• [What the task requires]:
Starting at the line that contains "What Tailwind CSS" and stopping at the line that contains "text-[#fafafa] font-['Inter',sans-serif] h-screen", copy every line exactly, both ends included, without the pictures.

• [Material provided]:
* * * * *

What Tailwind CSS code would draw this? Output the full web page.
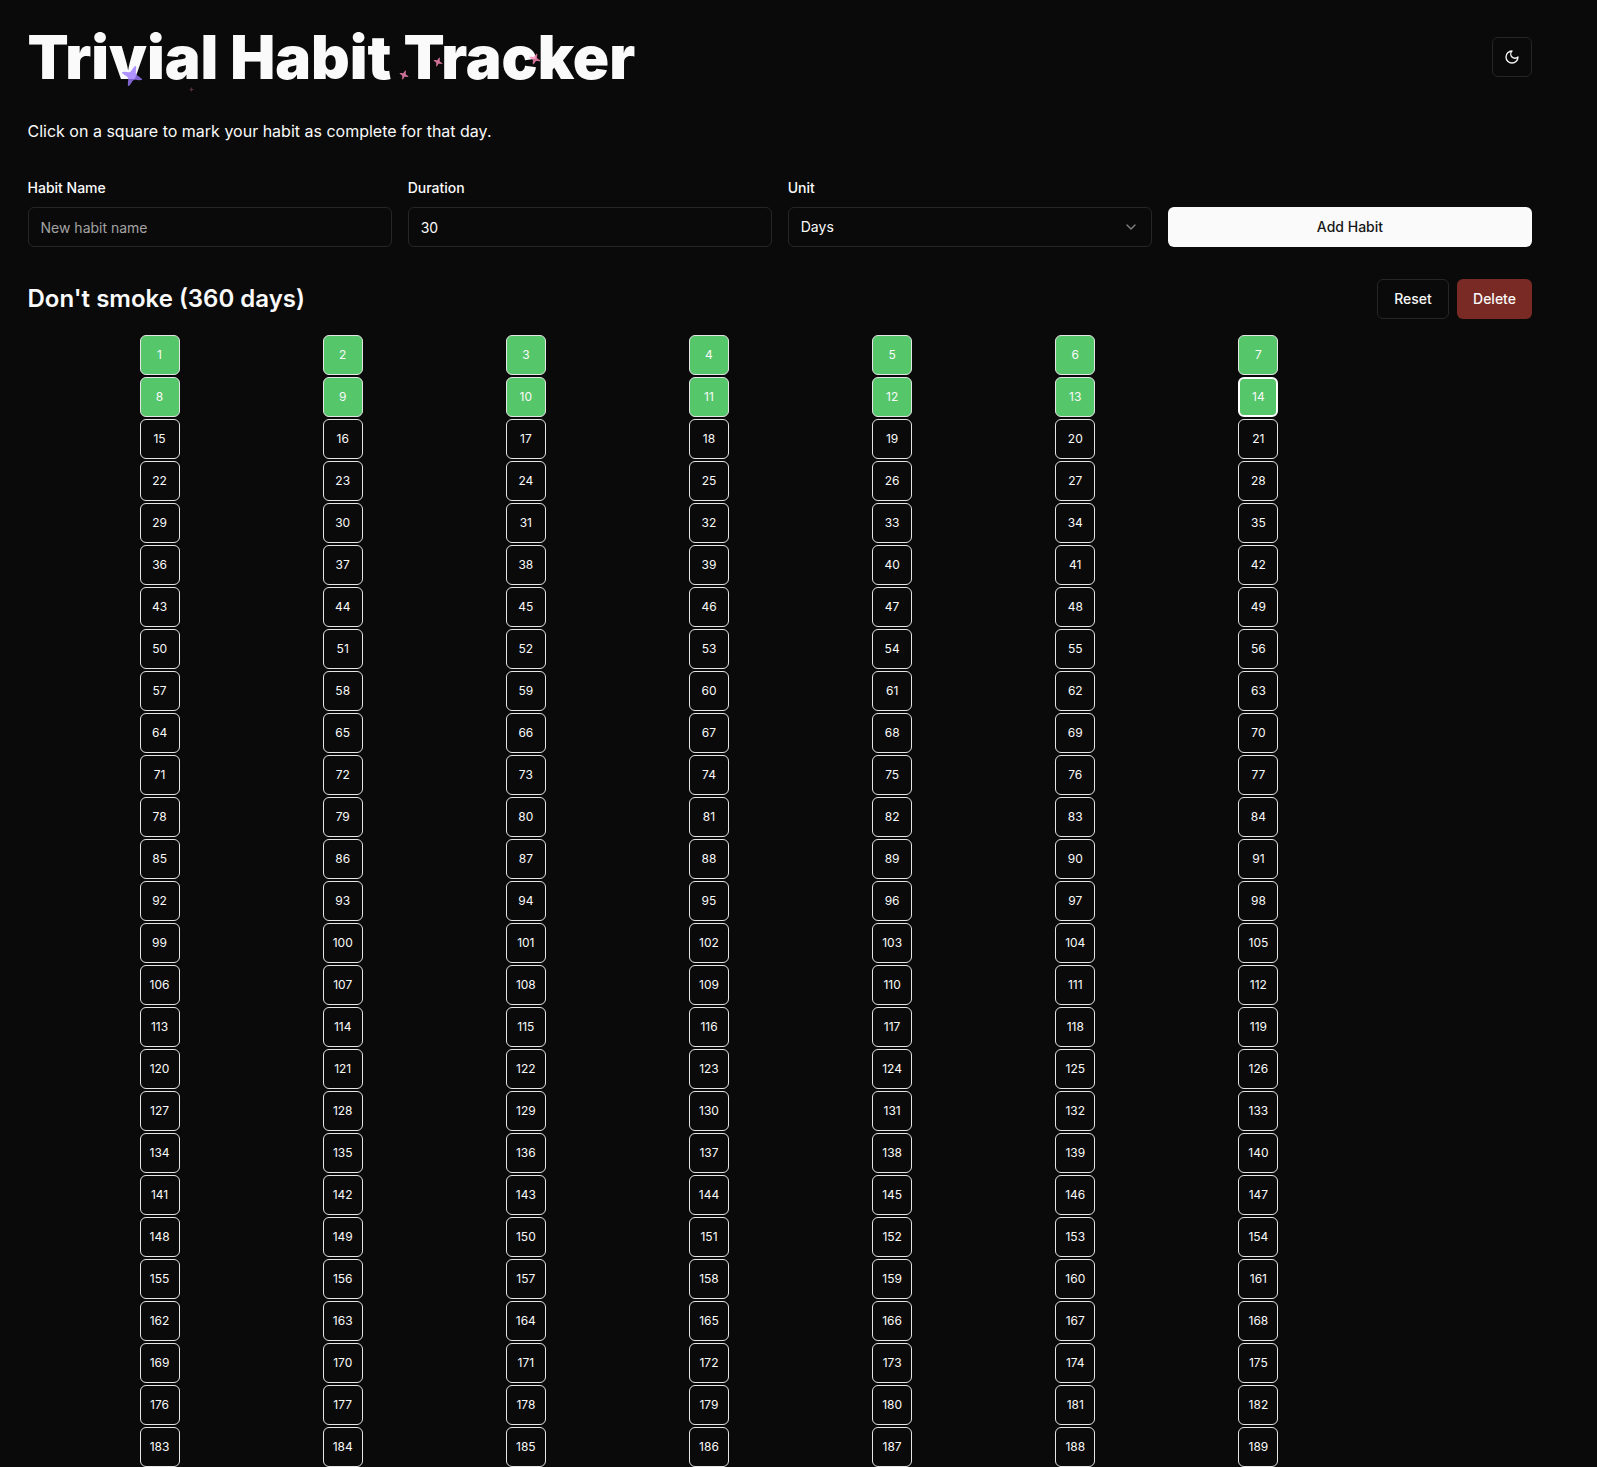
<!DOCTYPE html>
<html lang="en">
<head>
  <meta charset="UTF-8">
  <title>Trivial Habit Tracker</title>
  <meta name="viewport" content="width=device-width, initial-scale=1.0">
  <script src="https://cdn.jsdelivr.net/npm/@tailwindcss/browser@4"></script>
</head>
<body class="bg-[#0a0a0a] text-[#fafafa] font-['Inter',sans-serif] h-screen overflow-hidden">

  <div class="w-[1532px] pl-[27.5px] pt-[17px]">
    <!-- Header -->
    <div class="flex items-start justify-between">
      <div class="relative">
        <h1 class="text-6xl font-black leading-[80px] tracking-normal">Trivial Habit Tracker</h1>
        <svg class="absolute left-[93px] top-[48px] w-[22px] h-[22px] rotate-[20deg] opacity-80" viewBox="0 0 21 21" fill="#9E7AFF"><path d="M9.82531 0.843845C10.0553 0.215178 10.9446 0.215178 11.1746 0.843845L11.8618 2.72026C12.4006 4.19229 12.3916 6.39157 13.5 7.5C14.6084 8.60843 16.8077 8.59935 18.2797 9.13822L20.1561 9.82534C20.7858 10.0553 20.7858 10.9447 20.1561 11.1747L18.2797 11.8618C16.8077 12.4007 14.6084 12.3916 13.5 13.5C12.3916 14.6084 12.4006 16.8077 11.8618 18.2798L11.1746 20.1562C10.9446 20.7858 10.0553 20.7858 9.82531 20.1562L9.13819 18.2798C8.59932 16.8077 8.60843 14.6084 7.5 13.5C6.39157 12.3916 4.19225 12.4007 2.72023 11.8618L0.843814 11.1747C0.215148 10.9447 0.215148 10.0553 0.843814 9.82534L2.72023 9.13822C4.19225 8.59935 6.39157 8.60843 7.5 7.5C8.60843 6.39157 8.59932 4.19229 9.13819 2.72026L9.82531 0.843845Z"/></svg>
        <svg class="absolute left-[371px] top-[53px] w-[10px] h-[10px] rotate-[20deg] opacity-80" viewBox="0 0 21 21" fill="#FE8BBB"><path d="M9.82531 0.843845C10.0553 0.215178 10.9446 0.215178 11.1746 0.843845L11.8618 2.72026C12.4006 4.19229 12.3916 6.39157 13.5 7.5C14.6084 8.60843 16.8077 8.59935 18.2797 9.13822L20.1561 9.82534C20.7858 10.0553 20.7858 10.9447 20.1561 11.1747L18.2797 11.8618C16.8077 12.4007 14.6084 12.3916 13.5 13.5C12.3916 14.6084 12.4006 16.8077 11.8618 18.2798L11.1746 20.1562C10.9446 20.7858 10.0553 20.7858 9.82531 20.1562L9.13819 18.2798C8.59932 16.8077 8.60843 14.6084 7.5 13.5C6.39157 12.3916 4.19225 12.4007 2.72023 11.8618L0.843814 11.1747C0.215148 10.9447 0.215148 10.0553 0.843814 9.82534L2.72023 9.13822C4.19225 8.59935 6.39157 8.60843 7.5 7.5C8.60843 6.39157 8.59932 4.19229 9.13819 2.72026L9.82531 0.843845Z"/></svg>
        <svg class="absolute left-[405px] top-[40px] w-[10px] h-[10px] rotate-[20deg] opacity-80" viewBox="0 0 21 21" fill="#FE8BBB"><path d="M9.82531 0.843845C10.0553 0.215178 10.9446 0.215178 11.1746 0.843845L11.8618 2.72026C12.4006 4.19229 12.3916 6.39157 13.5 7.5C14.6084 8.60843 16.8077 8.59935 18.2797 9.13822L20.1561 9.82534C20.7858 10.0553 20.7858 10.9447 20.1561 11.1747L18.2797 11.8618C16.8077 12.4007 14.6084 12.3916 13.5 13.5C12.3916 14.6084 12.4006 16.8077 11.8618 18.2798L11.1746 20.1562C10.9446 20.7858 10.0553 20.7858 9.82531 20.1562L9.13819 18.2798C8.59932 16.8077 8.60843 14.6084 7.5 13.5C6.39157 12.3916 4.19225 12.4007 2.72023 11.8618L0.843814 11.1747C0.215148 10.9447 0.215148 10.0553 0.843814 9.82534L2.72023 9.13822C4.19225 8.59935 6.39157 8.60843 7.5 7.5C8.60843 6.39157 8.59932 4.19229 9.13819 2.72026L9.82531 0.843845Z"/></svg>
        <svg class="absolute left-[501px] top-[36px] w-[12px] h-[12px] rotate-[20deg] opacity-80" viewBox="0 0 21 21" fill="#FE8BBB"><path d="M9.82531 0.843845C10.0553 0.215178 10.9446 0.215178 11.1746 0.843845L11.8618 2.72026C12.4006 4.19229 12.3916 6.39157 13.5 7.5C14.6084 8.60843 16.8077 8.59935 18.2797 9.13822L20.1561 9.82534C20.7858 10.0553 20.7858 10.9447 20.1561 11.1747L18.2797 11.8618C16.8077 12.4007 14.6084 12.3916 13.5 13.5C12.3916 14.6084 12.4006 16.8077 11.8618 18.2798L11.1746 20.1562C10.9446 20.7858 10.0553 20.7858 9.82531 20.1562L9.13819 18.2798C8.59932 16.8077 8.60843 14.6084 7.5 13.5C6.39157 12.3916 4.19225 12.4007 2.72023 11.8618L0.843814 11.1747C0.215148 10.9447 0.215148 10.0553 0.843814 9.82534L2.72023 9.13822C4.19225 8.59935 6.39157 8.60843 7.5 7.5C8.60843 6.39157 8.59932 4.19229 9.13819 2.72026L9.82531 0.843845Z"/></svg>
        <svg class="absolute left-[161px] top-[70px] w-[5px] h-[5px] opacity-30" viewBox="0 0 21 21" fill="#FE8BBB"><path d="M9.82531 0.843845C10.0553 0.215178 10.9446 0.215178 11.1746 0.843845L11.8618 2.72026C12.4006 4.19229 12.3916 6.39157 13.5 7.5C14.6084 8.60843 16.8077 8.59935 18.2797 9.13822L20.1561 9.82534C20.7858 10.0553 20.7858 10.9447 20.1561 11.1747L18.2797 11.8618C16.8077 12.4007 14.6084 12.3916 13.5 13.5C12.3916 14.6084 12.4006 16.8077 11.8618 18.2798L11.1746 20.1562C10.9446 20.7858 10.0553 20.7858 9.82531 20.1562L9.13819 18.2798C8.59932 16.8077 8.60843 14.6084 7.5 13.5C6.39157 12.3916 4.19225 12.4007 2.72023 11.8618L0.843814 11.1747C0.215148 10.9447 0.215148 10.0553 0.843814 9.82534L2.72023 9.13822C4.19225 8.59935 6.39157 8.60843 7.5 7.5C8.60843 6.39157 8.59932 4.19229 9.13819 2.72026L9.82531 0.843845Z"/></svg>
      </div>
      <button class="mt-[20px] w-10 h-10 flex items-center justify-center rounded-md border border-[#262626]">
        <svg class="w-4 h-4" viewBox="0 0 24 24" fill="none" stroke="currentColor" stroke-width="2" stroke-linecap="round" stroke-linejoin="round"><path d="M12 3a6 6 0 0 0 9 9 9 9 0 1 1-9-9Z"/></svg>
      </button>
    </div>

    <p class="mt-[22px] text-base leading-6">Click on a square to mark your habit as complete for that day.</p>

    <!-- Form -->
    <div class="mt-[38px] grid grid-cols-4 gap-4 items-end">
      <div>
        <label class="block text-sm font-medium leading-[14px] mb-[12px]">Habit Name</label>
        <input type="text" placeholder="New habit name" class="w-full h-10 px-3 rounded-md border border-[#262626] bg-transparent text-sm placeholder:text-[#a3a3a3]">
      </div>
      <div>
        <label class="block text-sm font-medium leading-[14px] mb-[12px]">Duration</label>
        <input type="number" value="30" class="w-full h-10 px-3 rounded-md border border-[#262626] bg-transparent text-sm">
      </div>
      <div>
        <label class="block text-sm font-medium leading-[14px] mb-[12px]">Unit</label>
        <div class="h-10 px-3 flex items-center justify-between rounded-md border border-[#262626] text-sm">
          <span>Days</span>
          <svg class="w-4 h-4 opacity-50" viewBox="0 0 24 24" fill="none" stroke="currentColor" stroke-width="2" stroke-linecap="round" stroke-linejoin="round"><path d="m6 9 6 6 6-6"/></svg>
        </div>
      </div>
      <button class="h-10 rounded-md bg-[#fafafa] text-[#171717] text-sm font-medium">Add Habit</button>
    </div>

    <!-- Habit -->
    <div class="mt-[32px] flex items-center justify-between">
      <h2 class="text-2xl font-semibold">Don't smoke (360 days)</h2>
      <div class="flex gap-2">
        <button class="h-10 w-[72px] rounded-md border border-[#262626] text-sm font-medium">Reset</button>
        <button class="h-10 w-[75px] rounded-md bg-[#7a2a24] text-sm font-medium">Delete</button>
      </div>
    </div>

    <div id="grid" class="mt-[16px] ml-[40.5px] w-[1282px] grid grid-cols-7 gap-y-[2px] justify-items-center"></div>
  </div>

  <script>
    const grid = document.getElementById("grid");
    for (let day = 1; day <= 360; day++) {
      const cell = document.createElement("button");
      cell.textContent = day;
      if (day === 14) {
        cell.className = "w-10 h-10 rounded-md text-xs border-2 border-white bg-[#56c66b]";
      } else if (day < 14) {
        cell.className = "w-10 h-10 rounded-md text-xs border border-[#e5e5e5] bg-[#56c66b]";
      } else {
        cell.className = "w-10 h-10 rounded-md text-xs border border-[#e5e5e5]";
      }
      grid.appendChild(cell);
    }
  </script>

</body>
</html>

* * * * *

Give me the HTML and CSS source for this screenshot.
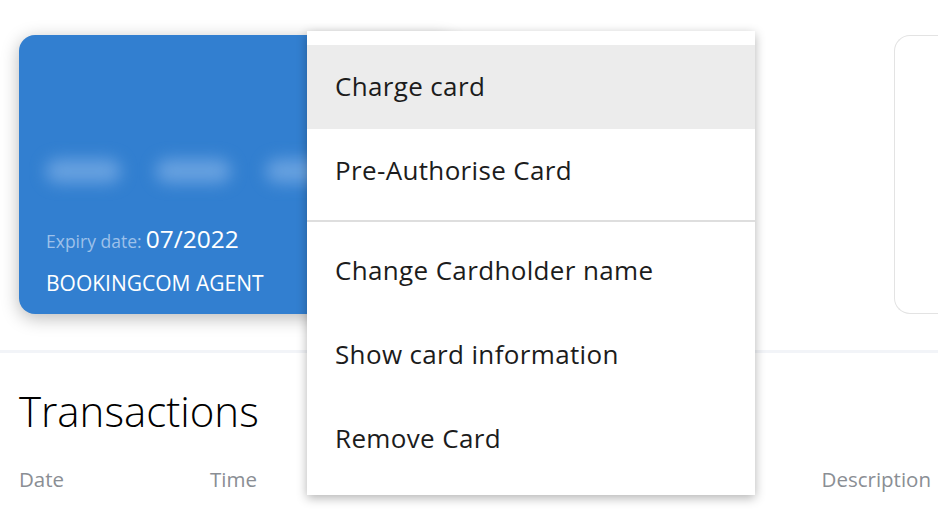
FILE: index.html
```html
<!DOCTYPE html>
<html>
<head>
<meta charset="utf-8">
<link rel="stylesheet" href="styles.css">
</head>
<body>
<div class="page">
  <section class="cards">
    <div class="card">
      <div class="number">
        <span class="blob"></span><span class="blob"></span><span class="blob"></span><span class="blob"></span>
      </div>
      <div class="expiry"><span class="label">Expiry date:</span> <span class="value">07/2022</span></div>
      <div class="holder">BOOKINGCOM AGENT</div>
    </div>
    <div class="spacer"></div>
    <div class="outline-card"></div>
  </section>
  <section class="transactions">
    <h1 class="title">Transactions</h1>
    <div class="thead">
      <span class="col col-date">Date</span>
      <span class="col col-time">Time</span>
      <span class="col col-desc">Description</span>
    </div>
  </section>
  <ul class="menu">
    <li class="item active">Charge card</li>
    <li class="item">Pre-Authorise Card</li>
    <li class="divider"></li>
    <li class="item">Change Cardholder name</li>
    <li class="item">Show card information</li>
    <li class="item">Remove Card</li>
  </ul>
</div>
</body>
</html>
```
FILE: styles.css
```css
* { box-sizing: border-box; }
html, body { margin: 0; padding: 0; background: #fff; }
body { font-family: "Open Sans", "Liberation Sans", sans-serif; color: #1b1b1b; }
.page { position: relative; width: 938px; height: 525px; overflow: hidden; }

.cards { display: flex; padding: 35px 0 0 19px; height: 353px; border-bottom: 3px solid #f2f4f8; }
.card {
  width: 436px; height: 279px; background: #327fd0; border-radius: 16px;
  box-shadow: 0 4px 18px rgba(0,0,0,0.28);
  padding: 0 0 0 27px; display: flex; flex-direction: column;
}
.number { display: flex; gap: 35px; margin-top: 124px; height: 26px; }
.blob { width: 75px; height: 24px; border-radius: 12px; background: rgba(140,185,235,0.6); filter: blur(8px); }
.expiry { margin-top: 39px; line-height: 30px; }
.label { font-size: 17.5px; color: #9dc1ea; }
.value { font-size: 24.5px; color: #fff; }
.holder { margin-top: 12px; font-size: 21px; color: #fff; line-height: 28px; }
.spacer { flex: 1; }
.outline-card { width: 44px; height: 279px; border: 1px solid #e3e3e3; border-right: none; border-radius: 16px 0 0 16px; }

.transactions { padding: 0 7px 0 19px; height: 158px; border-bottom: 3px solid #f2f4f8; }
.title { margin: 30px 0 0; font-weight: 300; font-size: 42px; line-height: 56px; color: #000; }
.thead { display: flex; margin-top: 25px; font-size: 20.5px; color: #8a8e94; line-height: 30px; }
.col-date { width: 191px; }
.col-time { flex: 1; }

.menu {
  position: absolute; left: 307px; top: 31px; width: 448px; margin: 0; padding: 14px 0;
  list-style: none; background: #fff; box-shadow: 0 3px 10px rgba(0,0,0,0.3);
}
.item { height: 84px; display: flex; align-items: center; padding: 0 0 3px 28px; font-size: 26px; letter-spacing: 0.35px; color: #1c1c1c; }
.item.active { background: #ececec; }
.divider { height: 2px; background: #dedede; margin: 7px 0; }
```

* * * * *

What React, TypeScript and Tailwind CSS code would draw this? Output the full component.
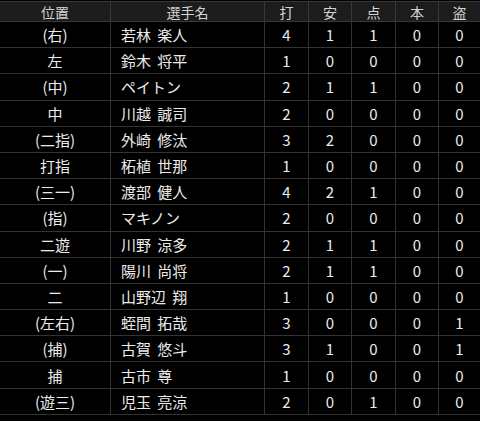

* * * * *

• [Correct answer]:
What Tailwind CSS code would draw this? Output the full web page.
<!DOCTYPE html>
<html lang="en">
<head>
  <meta charset="UTF-8">
  <title>Trivial Habit Tracker</title>
  <meta name="viewport" content="width=device-width, initial-scale=1.0">
  <script src="https://cdn.jsdelivr.net/npm/@tailwindcss/browser@4"></script>
</head>
<body class="bg-[#0a0a0a] text-[#fafafa] font-['Inter',sans-serif] h-screen overflow-hidden">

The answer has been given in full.